It is a still further object and feature of the present invention to provide a transfer mechanism incorporating a dampening cylinder that allows a load to be transferred by an individual between a first generally horizontal position and a second angled position without the use of any additional equipment.

In accordance with the present invention, a transfer mechanism is provided. The transfer mechanism includes a frame member postionable on a supporting surface and a deck pivotably connected to the frame. The deck is movable between a first generally flat position and a second angled position. A dampening cylinder controls movement of the deck between the first and second positions. The dampening cylinder includes a cylindrical housing, a piston, and a flange. The cylindrical housing has first and second ends and an inner surface that defines a cavity in the housing for receiving a fluid therein. The cylindrical housing is pivotably connected to the frame. The piston slidably extends through the cavity in the housing. The piston has a first end operatively connected to the deck and a second end. A flange projects from the piston and is positioned within the cavity so as to divide the cavity in the housing into first and second portions. The flange terminates at a radially outer edge which forms a slidable interface with the inner surface of the housing. A flow conduit has a first end communicating with the first portion of the cavity in the housing and a second end communicating with the second portion of the cavity in the housing for controlling the flow of fluid therebetwen.

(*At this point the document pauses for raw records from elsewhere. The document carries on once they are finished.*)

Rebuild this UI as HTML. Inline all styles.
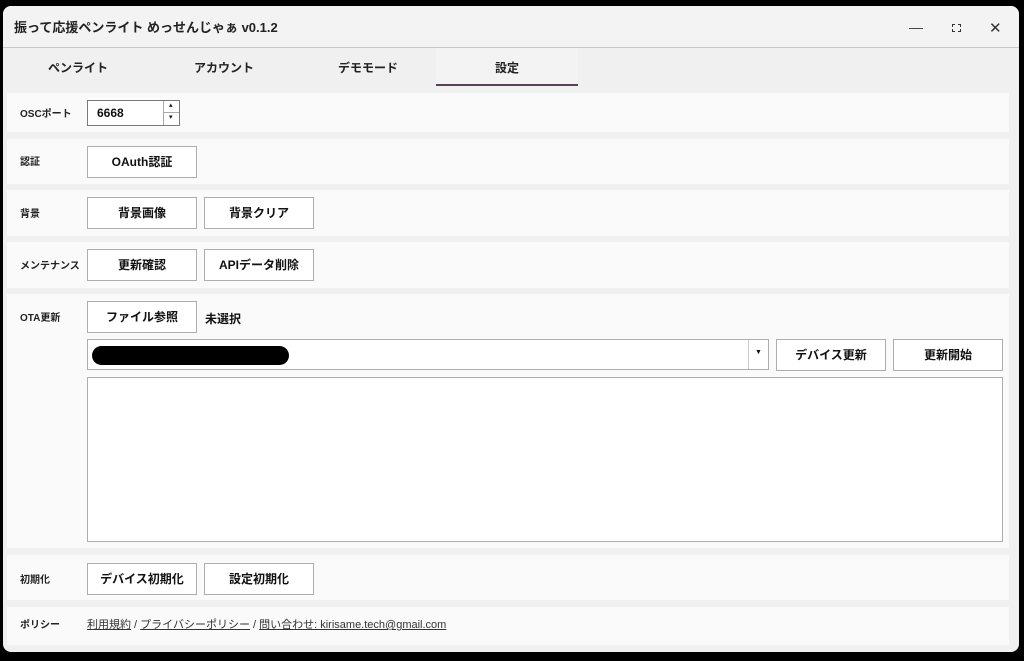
<!DOCTYPE html>
<html><head><meta charset="utf-8"><style>
*{box-sizing:border-box;margin:0;padding:0}
body{width:1024px;height:661px;background:#000;position:relative;overflow:hidden;font-family:"Liberation Sans","Noto Sans CJK JP",sans-serif;color:#111}
.win{position:absolute;left:3px;top:6px;width:1016px;height:646px;background:#f0f0f0;border-radius:8px;overflow:hidden}
.title{position:absolute;left:0;top:0;width:100%;height:42px;background:#f3f3f3;border-bottom:1px solid #c8c8c8}
.title span{position:absolute;left:11px;top:11px;font-size:13px;font-weight:bold;color:#222}
.a{position:absolute}
.tab{position:absolute;top:59px;font-size:12px;font-weight:bold;color:#222}
.row{position:absolute;left:7px;width:1002px;background:#fafafa}
.lbl{position:absolute;left:20px;font-size:10px;font-weight:bold;color:#222}
.btn{position:absolute;height:32px;border:1px solid #adadad;background:#fff;font-size:12px;font-weight:bold;text-align:center;line-height:30px;color:#111}
</style></head><body>
<div class="win">
<div class="title"><span>振って応援ペンライト めっせんじゃぁ v0.1.2</span>
<div class="a" style="left:906px;top:22px;width:14px;height:1.2px;background:#444"></div>
<div class="a" style="left:949px;top:18px;width:9px;height:8px;border:1.5px dashed #333"></div>
<div class="a" style="left:986px;top:13px;font-size:15px;color:#333">✕</div>
</div>
</div>
<div class="tab" style="left:48px">ペンライト</div>
<div class="tab" style="left:194px">アカウント</div>
<div class="tab" style="left:338px">デモモード</div>
<div class="a" style="left:436px;top:48px;width:142px;height:38px;background:#f3f3f3"></div>
<div class="tab" style="left:495px">設定</div>
<div class="a" style="left:436px;top:84px;width:142px;height:2px;background:#5a3f55"></div>

<div class="row" style="top:93px;height:39px"></div>
<div class="lbl" style="top:105px">OSCポート</div>
<div class="a" style="left:87px;top:100px;width:93px;height:26px;border:1px solid #7a7a7a;background:#fff"></div>
<div class="a" style="left:97px;top:106px;font-size:12px;font-weight:bold">6668</div>
<div class="a" style="left:163px;top:101px;width:1px;height:24px;background:#aaa"></div>
<div class="a" style="left:164px;top:112px;width:15px;height:1px;background:#aaa"></div>
<div class="a" style="left:169px;top:101px;font-size:7px">▴</div>
<div class="a" style="left:169px;top:113px;font-size:7px">▾</div>

<div class="row" style="top:139px;height:45px"></div>
<div class="lbl" style="top:153px">認証</div>
<div class="btn" style="left:87px;top:146px;width:110px">OAuth認証</div>

<div class="row" style="top:190px;height:46px"></div>
<div class="lbl" style="top:205px">背景</div>
<div class="btn" style="left:87px;top:197px;width:110px">背景画像</div>
<div class="btn" style="left:204px;top:197px;width:110px">背景クリア</div>

<div class="row" style="top:242px;height:46px"></div>
<div class="lbl" style="top:257px">メンテナンス</div>
<div class="btn" style="left:87px;top:249px;width:110px">更新確認</div>
<div class="btn" style="left:204px;top:249px;width:110px">APIデータ削除</div>

<div class="row" style="top:294px;height:254px"></div>
<div class="lbl" style="top:309px">OTA更新</div>
<div class="btn" style="left:87px;top:301px;width:110px">ファイル参照</div>
<div class="a" style="left:205px;top:310px;font-size:12px;font-weight:bold">未選択</div>
<div class="a" style="left:87px;top:339px;width:682px;height:31px;border:1px solid #adadad;background:#fff"></div>
<div class="a" style="left:92px;top:346px;width:197px;height:19px;border-radius:10px;background:#000"></div>
<div class="a" style="left:748px;top:340px;width:1px;height:29px;background:#ccc"></div>
<div class="a" style="left:755px;top:349px;font-size:7px">▼</div>
<div class="btn" style="left:776px;top:339px;width:110px">デバイス更新</div>
<div class="btn" style="left:893px;top:339px;width:110px">更新開始</div>
<div class="a" style="left:87px;top:377px;width:916px;height:165px;border:1px solid #adadad;background:#fff"></div>

<div class="row" style="top:555px;height:45px"></div>
<div class="lbl" style="top:571px">初期化</div>
<div class="btn" style="left:87px;top:563px;width:110px">デバイス初期化</div>
<div class="btn" style="left:204px;top:563px;width:110px">設定初期化</div>

<div class="row" style="top:607px;height:38px"></div>
<div class="lbl" style="top:616px">ポリシー</div>
<div class="a" style="left:87px;top:616px;font-size:11px;color:#333"><u>利用規約</u> / <u>プライバシーポリシー</u> / <u>問い合わせ: kirisame.tech@gmail.com</u></div>
</body></html>
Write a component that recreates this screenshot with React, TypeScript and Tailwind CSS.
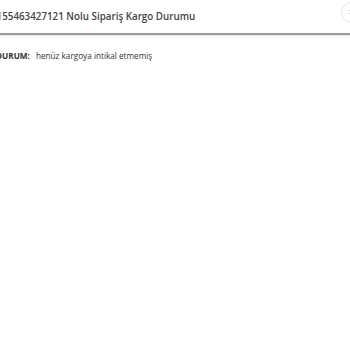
export default function App() {
	return (
		<div className="h-[350px] w-[350px] overflow-hidden bg-white font-['Open_Sans',sans-serif]">
			<div className="ml-[-10px] w-[374px]">
				{/* Header */}
				<div className="flex h-[35px] items-center justify-between border-b-2 border-[#9c9c9c] pl-[1px] pr-[2px] shadow-[0_1px_2px_rgba(0,0,0,0.12)]">
					<h2 className="pt-[1px] text-[9.8px] font-semibold text-[#444]">
						2155463427121 Nolu Sipariş Kargo Durumu
					</h2>
					<button className="mb-[8px] flex h-[21px] w-[21px] items-center justify-center rounded-full border border-[#e2e2e2] text-[11px] text-[#c4c4c4]">
						×
					</button>
				</div>

				{/* Body */}
				<div className="flex items-center gap-[6px] pl-[6px] pt-[15px] text-[8.2px] text-[#333]">
					<span className="font-bold">DURUM:</span>
					<span>henüz kargoya intikal etmemiş</span>
				</div>
			</div>
		</div>
	);
}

The flow conduit includes first and second flow control valves for controlling the flow of fluid between the first and second portions of the cavity in the housing. Each flow control valve includes a flow regulator having a plurality of user selectable discrete settings for controlling the flow rate and for providing a discrete metered fluid flow through a corresponding flow control valve. The first flow control valve includes first and second orifices interconnected by first and second parallel flow paths. The flow regulator of the first flow control valve is movable between a first retracted position wherein the flow regulator of the first flow control valve is removed from the first flow path and a second extended position wherein the flow regulator of the first flow control valve extends into the first flow path. The first flow control valve also includes a check valve disposed in the second flow path, the check valve allowing the flow of fluid through the second flow path in a first direction and preventing the flow of fluid through the second flow path in the second direction.

The second flow control valve includes first and second orifices interconnected by first and second parallel flow paths. The first and second flow control valves are connected in series. The flow regulator of the second flow control valve is movable between a first retracted position wherein the flow regulator of the second flow control valve is removed from the first flow path of the second flow control valve and a second extended position wherein the flow regulator of the second flow control valve extends into the first flow path of the second flow control valve.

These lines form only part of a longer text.